Locke was ostracized at Oxford, tolerated and then befriended by Horace Kallen, but accepted, loved and respected by the Bahá’ís. It was Locke who “rejected” the Bahá’ís (although not Bahá’í principles) in his periods of self-imposed inactivity. Also, Locke had his own personal issues to deal with, some of which ran contrary to Bahá’í values. Of course, with his keenly critical eye, he could easily see the shortfalls in Bahá’í race amity efforts. He clearly resented domineering personalities and their stultifying effect on the race amity efforts. Notwithstanding these failures to completely live up to Locke’s high expectations, the Bahá’ís tried their best. Perhaps Locke should have been more accepting. Acceptance and rejection cut both ways.

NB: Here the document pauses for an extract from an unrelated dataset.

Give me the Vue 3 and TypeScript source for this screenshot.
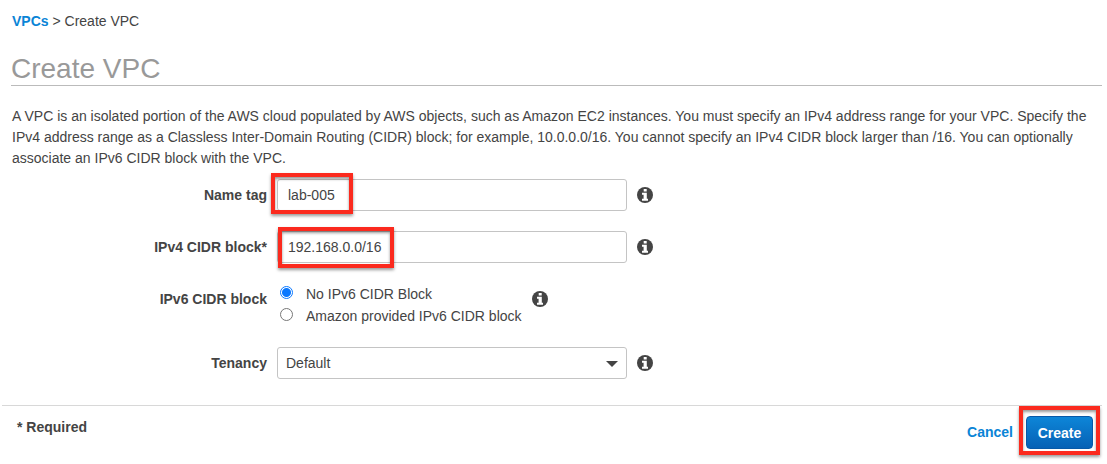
<script setup lang="ts">
import { reactive } from 'vue'

type Ipv6Choice = 'none' | 'amazon'

interface VpcForm {
  name: string
  ipv4: string
  ipv6: Ipv6Choice
  tenancy: string
}

const form = reactive<VpcForm>({
  name: 'lab-005',
  ipv4: '192.168.0.0/16',
  ipv6: 'none',
  tenancy: 'default',
})

const ipv6Options: { value: Ipv6Choice; text: string }[] = [
  { value: 'none', text: 'No IPv6 CIDR Block' },
  { value: 'amazon', text: 'Amazon provided IPv6 CIDR block' },
]
</script>

<template>
  <svg class="symbols" aria-hidden="true">
    <symbol id="info" viewBox="0 0 16 16">
      <circle cx="8" cy="8" r="8" fill="#444" />
      <path fill="#fff" d="M6.7 2h3v2.6h-3zM5 5.8h4.8v5.9H11v2H5v-2h1.6V7.8H5z" />
    </symbol>
  </svg>
  <main class="page">
    <nav class="crumbs"><a href="#vpcs">VPCs</a> &gt; Create VPC</nav>
    <h1>Create VPC</h1>
    <p class="intro">
      A VPC is an isolated portion of the AWS cloud populated by AWS objects, such as Amazon EC2 instances. You must
      specify an IPv4 address range for your VPC. Specify the IPv4 address range as a Classless Inter-Domain Routing
      (CIDR) block; for example, 10.0.0.0/16. You cannot specify an IPv4 CIDR block larger than /16. You can optionally
      associate an IPv6 CIDR block with the VPC.
    </p>

    <form @submit.prevent>
      <div class="fields">
        <div class="row">
          <label class="name" for="name-tag">Name tag</label>
          <div class="control">
            <input id="name-tag" v-model="form.name" class="box" type="text" />
            <span class="mark mark-name"></span>
          </div>
          <svg class="info"><use href="#info" /></svg>
        </div>
        <div class="row">
          <label class="name" for="ipv4">IPv4 CIDR block*</label>
          <div class="control">
            <input id="ipv4" v-model="form.ipv4" class="box" type="text" />
            <span class="mark mark-cidr"></span>
          </div>
          <svg class="info"><use href="#info" /></svg>
        </div>
        <div class="row row-radio" role="radiogroup" aria-labelledby="ipv6-name">
          <span id="ipv6-name" class="name">IPv6 CIDR block</span>
          <div class="choices">
            <label v-for="o in ipv6Options" :key="o.value" class="choice">
              <input v-model="form.ipv6" type="radio" name="ipv6" :value="o.value" />
              <span>{{ o.text }}</span>
            </label>
          </div>
          <svg class="info"><use href="#info" /></svg>
        </div>
        <div class="row">
          <label class="name" for="tenancy">Tenancy</label>
          <div class="control">
            <select id="tenancy" v-model="form.tenancy" class="box">
              <option value="default">Default</option>
              <option value="dedicated">Dedicated</option>
            </select>
            <svg class="caret" viewBox="0 0 12 6"><path d="M0 0h12L6 6z" fill="#444" /></svg>
          </div>
          <svg class="info"><use href="#info" /></svg>
        </div>
      </div>

      <footer class="footer">
        <strong class="required">* Required</strong>
        <div class="actions">
          <a class="cancel" href="#cancel">Cancel</a>
          <div class="submit">
            <button type="submit">Create</button>
            <span class="mark mark-create"></span>
          </div>
        </div>
      </footer>
    </form>
  </main>
</template>

<style>
body {
  margin: 0;
  background: #fff;
}
</style>

<style scoped>
.symbols {
  position: absolute;
  width: 0;
  height: 0;
}
.page {
  padding: 11px 5px 15px 2px;
  font-family: "Helvetica Neue", "Liberation Sans", Arial, sans-serif;
  font-size: 14px;
  line-height: 21px;
  color: #444;
}
a {
  color: #0a84d6;
  font-weight: bold;
  text-decoration: none;
}
.crumbs {
  padding-left: 10px;
}
h1 {
  margin: 21px 0 0 9px;
  padding-bottom: 1px;
  border-bottom: 1px solid #bbb;
  font-size: 28px;
  font-weight: normal;
  line-height: 31px;
  color: #999;
}
.intro {
  margin: 20px 0 0;
  padding-left: 10px;
}
.fields {
  display: flex;
  flex-direction: column;
  gap: 20px;
  padding: 10px 0 26px;
}
.row {
  display: flex;
  align-items: center;
}
.name {
  width: 265px;
  margin-right: 10px;
  font-weight: bold;
  text-align: right;
}
.control {
  position: relative;
  width: 350px;
}
.box {
  display: block;
  box-sizing: border-box;
  width: 100%;
  height: 32px;
  margin: 0;
  padding: 0 10px;
  border: 1px solid #c4c4c4;
  border-radius: 3px;
  background: #fff;
  font: inherit;
  color: #444;
  appearance: none;
}
select.box {
  padding: 0 8px;
}
.caret {
  position: absolute;
  top: 14px;
  right: 9px;
  width: 12px;
  height: 6px;
  pointer-events: none;
}
.info {
  width: 16px;
  height: 16px;
  margin-left: 10px;
}
.mark {
  position: absolute;
  box-sizing: border-box;
  border: 4px solid #fb2a1e;
  box-shadow: 0 2px 3px rgba(0, 0, 0, 0.4), inset 0 2px 3px rgba(0, 0, 0, 0.4);
  pointer-events: none;
}
.mark-name {
  top: -6px;
  left: -6px;
  width: 82px;
  height: 41px;
}
.mark-cidr {
  top: -4px;
  left: 1px;
  width: 116px;
  height: 41px;
}
.row-radio {
  padding-bottom: 12px;
}
.choices {
  display: flex;
  flex-direction: column;
  margin-bottom: -12px;
  padding-left: 3px;
}
.choice {
  display: flex;
  align-items: flex-start;
  line-height: 22px;
}
.choice input {
  appearance: none;
  box-sizing: border-box;
  width: 13px;
  height: 13px;
  margin: 3px 13px 0 0;
  border: 1px solid #777;
  border-radius: 50%;
  background: #fff;
}
.choice input:checked {
  border-color: #0a78ff;
  background: radial-gradient(circle, #0a78ff 4px, #fff 5px);
}
.footer {
  display: flex;
  justify-content: space-between;
  align-items: flex-start;
  border-top: 1px solid #d8d8d8;
}
.required {
  padding: 11px 0 0 15px;
}
.actions {
  display: flex;
  align-items: center;
  gap: 13px;
  padding: 10px 9px 0 0;
}
.submit {
  position: relative;
}
button {
  display: block;
  box-sizing: border-box;
  width: 67px;
  height: 33px;
  padding: 1px 0 0;
  border: 1px solid #0759a8;
  border-radius: 4px;
  background: linear-gradient(#0d86d8, #0661b5);
  font: inherit;
  font-weight: bold;
  color: #fff;
}
.mark-create {
  top: -10px;
  left: -7px;
  width: 81px;
  height: 49px;
}
</style>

Despite Locke’s estrangement, he had a later reconciliation. The brightest moments in Alain Locke’s public Bahá’í life were three: (1) the first Race Amity Conference, in which Locke presided as a session chair on 20 May 1921; (2) his presentation at the Racial Amity Convention in Harlem, 10 December 1932; and (3) his lecture, “Democracy in Human Relations” at the Rhode Island School of Design in 1946. There were other golden moments as well. Locke’s later “reconciliation” with the Faith resulted in his most widely publicized and highly visible identification with it. This was the October 1952 issue of Ebony magazine, in which his photograph and the caption beneath it clearly and quite publicly identified him as a Bahá’í. At that point, nothing more could be asked of Locke, having openly and effectively lent his prestige to the Faith that resonated the most closely with his philosophy of cultural pluralism.